* **GOAL**
Copy the material that follows word for word and omit its pictures.

◇ ◇ ◇ ◇ ◇ ◇ ◇

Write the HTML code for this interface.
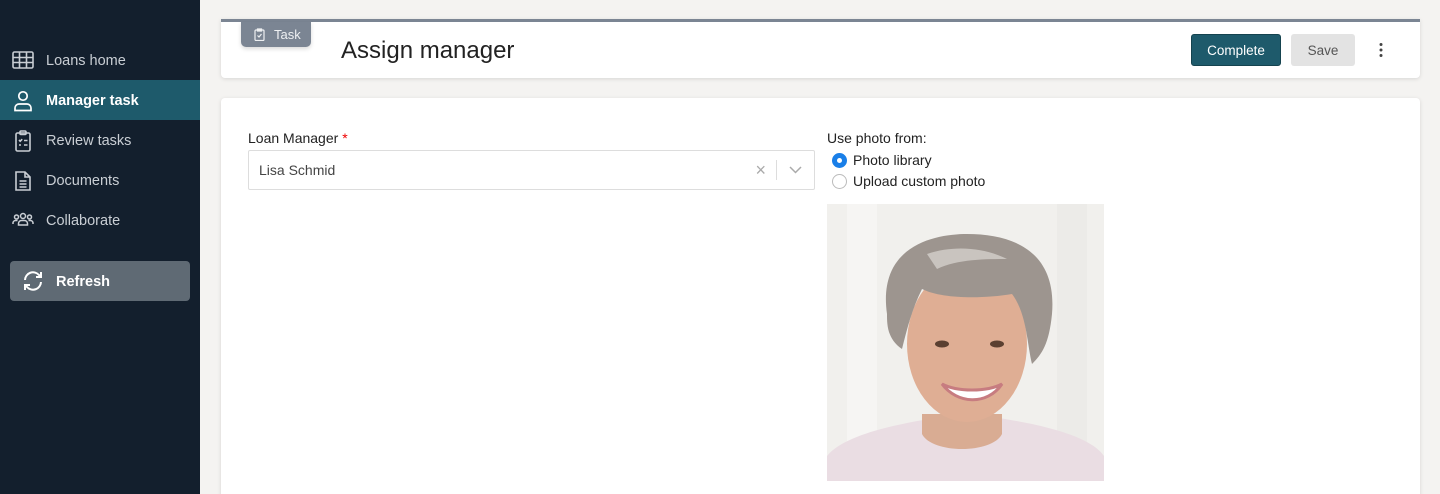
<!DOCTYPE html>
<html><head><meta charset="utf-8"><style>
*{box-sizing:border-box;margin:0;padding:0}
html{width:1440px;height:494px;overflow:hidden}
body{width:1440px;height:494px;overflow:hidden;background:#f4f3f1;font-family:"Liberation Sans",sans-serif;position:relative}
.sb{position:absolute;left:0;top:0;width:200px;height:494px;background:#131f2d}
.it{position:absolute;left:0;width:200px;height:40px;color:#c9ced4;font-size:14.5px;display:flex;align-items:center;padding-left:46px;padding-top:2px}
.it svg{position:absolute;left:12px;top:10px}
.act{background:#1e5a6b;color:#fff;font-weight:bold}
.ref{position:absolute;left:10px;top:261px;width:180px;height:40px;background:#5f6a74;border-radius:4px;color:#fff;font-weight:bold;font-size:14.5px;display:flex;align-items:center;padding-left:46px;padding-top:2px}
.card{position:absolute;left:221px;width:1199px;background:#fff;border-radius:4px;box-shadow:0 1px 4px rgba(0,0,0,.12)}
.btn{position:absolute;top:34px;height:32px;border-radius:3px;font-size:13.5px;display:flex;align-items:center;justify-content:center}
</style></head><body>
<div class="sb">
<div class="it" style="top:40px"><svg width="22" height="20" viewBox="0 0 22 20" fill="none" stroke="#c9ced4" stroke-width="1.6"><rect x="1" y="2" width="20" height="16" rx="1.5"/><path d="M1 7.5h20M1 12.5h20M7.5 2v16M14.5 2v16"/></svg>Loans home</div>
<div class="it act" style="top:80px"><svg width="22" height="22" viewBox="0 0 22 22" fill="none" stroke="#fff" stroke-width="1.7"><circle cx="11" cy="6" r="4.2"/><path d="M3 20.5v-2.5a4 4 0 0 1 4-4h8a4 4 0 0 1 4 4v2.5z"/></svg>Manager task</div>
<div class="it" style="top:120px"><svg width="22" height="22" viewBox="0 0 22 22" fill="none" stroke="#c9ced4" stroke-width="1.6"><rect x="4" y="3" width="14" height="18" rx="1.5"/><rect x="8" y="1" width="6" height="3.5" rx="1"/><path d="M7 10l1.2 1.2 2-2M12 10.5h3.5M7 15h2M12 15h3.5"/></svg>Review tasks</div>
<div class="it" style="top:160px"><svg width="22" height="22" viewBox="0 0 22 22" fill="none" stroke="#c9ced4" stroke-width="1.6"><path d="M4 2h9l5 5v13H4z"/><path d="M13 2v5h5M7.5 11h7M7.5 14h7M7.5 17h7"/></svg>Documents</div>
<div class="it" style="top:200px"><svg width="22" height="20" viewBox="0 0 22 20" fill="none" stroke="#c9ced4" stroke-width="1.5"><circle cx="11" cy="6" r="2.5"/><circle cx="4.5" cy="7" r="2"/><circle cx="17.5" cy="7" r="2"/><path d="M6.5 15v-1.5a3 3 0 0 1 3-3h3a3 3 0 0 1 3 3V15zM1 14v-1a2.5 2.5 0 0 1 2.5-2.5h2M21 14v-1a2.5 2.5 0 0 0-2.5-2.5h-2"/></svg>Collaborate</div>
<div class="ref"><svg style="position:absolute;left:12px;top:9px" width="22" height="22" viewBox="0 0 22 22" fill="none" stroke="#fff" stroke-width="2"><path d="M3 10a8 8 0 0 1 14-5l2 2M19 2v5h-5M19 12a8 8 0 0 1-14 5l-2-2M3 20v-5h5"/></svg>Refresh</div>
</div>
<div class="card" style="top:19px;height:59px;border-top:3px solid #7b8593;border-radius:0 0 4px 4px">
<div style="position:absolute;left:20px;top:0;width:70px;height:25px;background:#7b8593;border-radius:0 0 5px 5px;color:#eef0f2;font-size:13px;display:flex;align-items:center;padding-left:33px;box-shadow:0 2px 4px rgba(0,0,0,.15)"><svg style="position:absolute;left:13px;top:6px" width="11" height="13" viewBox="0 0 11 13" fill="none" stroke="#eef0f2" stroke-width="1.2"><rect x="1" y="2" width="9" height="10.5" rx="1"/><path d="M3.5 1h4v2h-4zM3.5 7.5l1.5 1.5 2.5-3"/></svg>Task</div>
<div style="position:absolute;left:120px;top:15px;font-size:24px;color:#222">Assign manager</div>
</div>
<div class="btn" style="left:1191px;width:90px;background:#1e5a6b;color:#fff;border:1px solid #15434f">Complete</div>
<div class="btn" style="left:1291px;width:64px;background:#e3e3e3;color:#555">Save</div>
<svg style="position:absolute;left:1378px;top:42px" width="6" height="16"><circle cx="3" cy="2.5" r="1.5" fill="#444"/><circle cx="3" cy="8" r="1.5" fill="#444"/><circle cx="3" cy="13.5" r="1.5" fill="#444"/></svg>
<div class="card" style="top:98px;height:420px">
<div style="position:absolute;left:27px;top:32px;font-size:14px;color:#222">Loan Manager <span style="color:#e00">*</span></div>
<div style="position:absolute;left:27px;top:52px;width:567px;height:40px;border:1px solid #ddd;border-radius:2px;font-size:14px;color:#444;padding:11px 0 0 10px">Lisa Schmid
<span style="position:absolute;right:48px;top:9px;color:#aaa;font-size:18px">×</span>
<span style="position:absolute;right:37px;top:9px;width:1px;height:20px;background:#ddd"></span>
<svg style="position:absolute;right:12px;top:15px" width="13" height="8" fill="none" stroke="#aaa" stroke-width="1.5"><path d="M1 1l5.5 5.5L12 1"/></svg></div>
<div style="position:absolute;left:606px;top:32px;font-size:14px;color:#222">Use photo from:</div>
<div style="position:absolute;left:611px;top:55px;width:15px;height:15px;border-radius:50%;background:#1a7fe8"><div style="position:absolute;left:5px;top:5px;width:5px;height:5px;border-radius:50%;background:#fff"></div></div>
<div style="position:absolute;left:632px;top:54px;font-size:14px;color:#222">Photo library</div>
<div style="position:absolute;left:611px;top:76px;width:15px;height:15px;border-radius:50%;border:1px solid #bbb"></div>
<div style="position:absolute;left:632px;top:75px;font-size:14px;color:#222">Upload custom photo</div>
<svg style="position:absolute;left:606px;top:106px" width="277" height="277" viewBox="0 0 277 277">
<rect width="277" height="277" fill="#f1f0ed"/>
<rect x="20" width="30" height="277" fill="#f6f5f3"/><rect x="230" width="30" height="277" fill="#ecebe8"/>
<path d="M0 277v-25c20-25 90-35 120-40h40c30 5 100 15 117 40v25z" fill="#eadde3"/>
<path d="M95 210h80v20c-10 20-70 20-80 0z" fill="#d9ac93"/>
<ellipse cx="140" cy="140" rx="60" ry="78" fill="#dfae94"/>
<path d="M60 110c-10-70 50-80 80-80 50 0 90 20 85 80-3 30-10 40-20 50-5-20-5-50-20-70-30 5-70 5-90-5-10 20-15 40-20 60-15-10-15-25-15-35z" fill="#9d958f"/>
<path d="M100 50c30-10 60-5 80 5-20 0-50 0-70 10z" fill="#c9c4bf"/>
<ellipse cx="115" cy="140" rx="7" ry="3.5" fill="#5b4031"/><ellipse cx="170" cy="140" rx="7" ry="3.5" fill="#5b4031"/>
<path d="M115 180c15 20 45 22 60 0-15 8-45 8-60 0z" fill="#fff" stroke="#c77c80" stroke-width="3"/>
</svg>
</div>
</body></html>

◇ ◇ ◇ ◇ ◇ ◇ ◇

* **EXERCISE RESPONSE**
Write the HTML code for this interface.
<!DOCTYPE html>
<html><head><meta charset="utf-8"><style>
*{box-sizing:border-box;margin:0;padding:0}
html{width:1440px;height:494px;overflow:hidden}
body{width:1440px;height:494px;overflow:hidden;background:#f4f3f1;font-family:"Liberation Sans",sans-serif;position:relative}
.sb{position:absolute;left:0;top:0;width:200px;height:494px;background:#131f2d}
.it{position:absolute;left:0;width:200px;height:40px;color:#c9ced4;font-size:14.5px;display:flex;align-items:center;padding-left:46px;padding-top:2px}
.it svg{position:absolute;left:12px;top:10px}
.act{background:#1e5a6b;color:#fff;font-weight:bold}
.ref{position:absolute;left:10px;top:261px;width:180px;height:40px;background:#5f6a74;border-radius:4px;color:#fff;font-weight:bold;font-size:14.5px;display:flex;align-items:center;padding-left:46px;padding-top:2px}
.card{position:absolute;left:221px;width:1199px;background:#fff;border-radius:4px;box-shadow:0 1px 4px rgba(0,0,0,.12)}
.btn{position:absolute;top:34px;height:32px;border-radius:3px;font-size:13.5px;display:flex;align-items:center;justify-content:center}
</style></head><body>
<div class="sb">
<div class="it" style="top:40px"><svg width="22" height="20" viewBox="0 0 22 20" fill="none" stroke="#c9ced4" stroke-width="1.6"><rect x="1" y="2" width="20" height="16" rx="1.5"/><path d="M1 7.5h20M1 12.5h20M7.5 2v16M14.5 2v16"/></svg>Loans home</div>
<div class="it act" style="top:80px"><svg width="22" height="22" viewBox="0 0 22 22" fill="none" stroke="#fff" stroke-width="1.7"><circle cx="11" cy="6" r="4.2"/><path d="M3 20.5v-2.5a4 4 0 0 1 4-4h8a4 4 0 0 1 4 4v2.5z"/></svg>Manager task</div>
<div class="it" style="top:120px"><svg width="22" height="22" viewBox="0 0 22 22" fill="none" stroke="#c9ced4" stroke-width="1.6"><rect x="4" y="3" width="14" height="18" rx="1.5"/><rect x="8" y="1" width="6" height="3.5" rx="1"/><path d="M7 10l1.2 1.2 2-2M12 10.5h3.5M7 15h2M12 15h3.5"/></svg>Review tasks</div>
<div class="it" style="top:160px"><svg width="22" height="22" viewBox="0 0 22 22" fill="none" stroke="#c9ced4" stroke-width="1.6"><path d="M4 2h9l5 5v13H4z"/><path d="M13 2v5h5M7.5 11h7M7.5 14h7M7.5 17h7"/></svg>Documents</div>
<div class="it" style="top:200px"><svg width="22" height="20" viewBox="0 0 22 20" fill="none" stroke="#c9ced4" stroke-width="1.5"><circle cx="11" cy="6" r="2.5"/><circle cx="4.5" cy="7" r="2"/><circle cx="17.5" cy="7" r="2"/><path d="M6.5 15v-1.5a3 3 0 0 1 3-3h3a3 3 0 0 1 3 3V15zM1 14v-1a2.5 2.5 0 0 1 2.5-2.5h2M21 14v-1a2.5 2.5 0 0 0-2.5-2.5h-2"/></svg>Collaborate</div>
<div class="ref"><svg style="position:absolute;left:12px;top:9px" width="22" height="22" viewBox="0 0 22 22" fill="none" stroke="#fff" stroke-width="2"><path d="M3 10a8 8 0 0 1 14-5l2 2M19 2v5h-5M19 12a8 8 0 0 1-14 5l-2-2M3 20v-5h5"/></svg>Refresh</div>
</div>
<div class="card" style="top:19px;height:59px;border-top:3px solid #7b8593;border-radius:0 0 4px 4px">
<div style="position:absolute;left:20px;top:0;width:70px;height:25px;background:#7b8593;border-radius:0 0 5px 5px;color:#eef0f2;font-size:13px;display:flex;align-items:center;padding-left:33px;box-shadow:0 2px 4px rgba(0,0,0,.15)"><svg style="position:absolute;left:13px;top:6px" width="11" height="13" viewBox="0 0 11 13" fill="none" stroke="#eef0f2" stroke-width="1.2"><rect x="1" y="2" width="9" height="10.5" rx="1"/><path d="M3.5 1h4v2h-4zM3.5 7.5l1.5 1.5 2.5-3"/></svg>Task</div>
<div style="position:absolute;left:120px;top:15px;font-size:24px;color:#222">Assign manager</div>
</div>
<div class="btn" style="left:1191px;width:90px;background:#1e5a6b;color:#fff;border:1px solid #15434f">Complete</div>
<div class="btn" style="left:1291px;width:64px;background:#e3e3e3;color:#555">Save</div>
<svg style="position:absolute;left:1378px;top:42px" width="6" height="16"><circle cx="3" cy="2.5" r="1.5" fill="#444"/><circle cx="3" cy="8" r="1.5" fill="#444"/><circle cx="3" cy="13.5" r="1.5" fill="#444"/></svg>
<div class="card" style="top:98px;height:420px">
<div style="position:absolute;left:27px;top:32px;font-size:14px;color:#222">Loan Manager <span style="color:#e00">*</span></div>
<div style="position:absolute;left:27px;top:52px;width:567px;height:40px;border:1px solid #ddd;border-radius:2px;font-size:14px;color:#444;padding:11px 0 0 10px">Lisa Schmid
<span style="position:absolute;right:48px;top:9px;color:#aaa;font-size:18px">×</span>
<span style="position:absolute;right:37px;top:9px;width:1px;height:20px;background:#ddd"></span>
<svg style="position:absolute;right:12px;top:15px" width="13" height="8" fill="none" stroke="#aaa" stroke-width="1.5"><path d="M1 1l5.5 5.5L12 1"/></svg></div>
<div style="position:absolute;left:606px;top:32px;font-size:14px;color:#222">Use photo from:</div>
<div style="position:absolute;left:611px;top:55px;width:15px;height:15px;border-radius:50%;background:#1a7fe8"><div style="position:absolute;left:5px;top:5px;width:5px;height:5px;border-radius:50%;background:#fff"></div></div>
<div style="position:absolute;left:632px;top:54px;font-size:14px;color:#222">Photo library</div>
<div style="position:absolute;left:611px;top:76px;width:15px;height:15px;border-radius:50%;border:1px solid #bbb"></div>
<div style="position:absolute;left:632px;top:75px;font-size:14px;color:#222">Upload custom photo</div>
<svg style="position:absolute;left:606px;top:106px" width="277" height="277" viewBox="0 0 277 277">
<rect width="277" height="277" fill="#f1f0ed"/>
<rect x="20" width="30" height="277" fill="#f6f5f3"/><rect x="230" width="30" height="277" fill="#ecebe8"/>
<path d="M0 277v-25c20-25 90-35 120-40h40c30 5 100 15 117 40v25z" fill="#eadde3"/>
<path d="M95 210h80v20c-10 20-70 20-80 0z" fill="#d9ac93"/>
<ellipse cx="140" cy="140" rx="60" ry="78" fill="#dfae94"/>
<path d="M60 110c-10-70 50-80 80-80 50 0 90 20 85 80-3 30-10 40-20 50-5-20-5-50-20-70-30 5-70 5-90-5-10 20-15 40-20 60-15-10-15-25-15-35z" fill="#9d958f"/>
<path d="M100 50c30-10 60-5 80 5-20 0-50 0-70 10z" fill="#c9c4bf"/>
<ellipse cx="115" cy="140" rx="7" ry="3.5" fill="#5b4031"/><ellipse cx="170" cy="140" rx="7" ry="3.5" fill="#5b4031"/>
<path d="M115 180c15 20 45 22 60 0-15 8-45 8-60 0z" fill="#fff" stroke="#c77c80" stroke-width="3"/>
</svg>
</div>
</body></html>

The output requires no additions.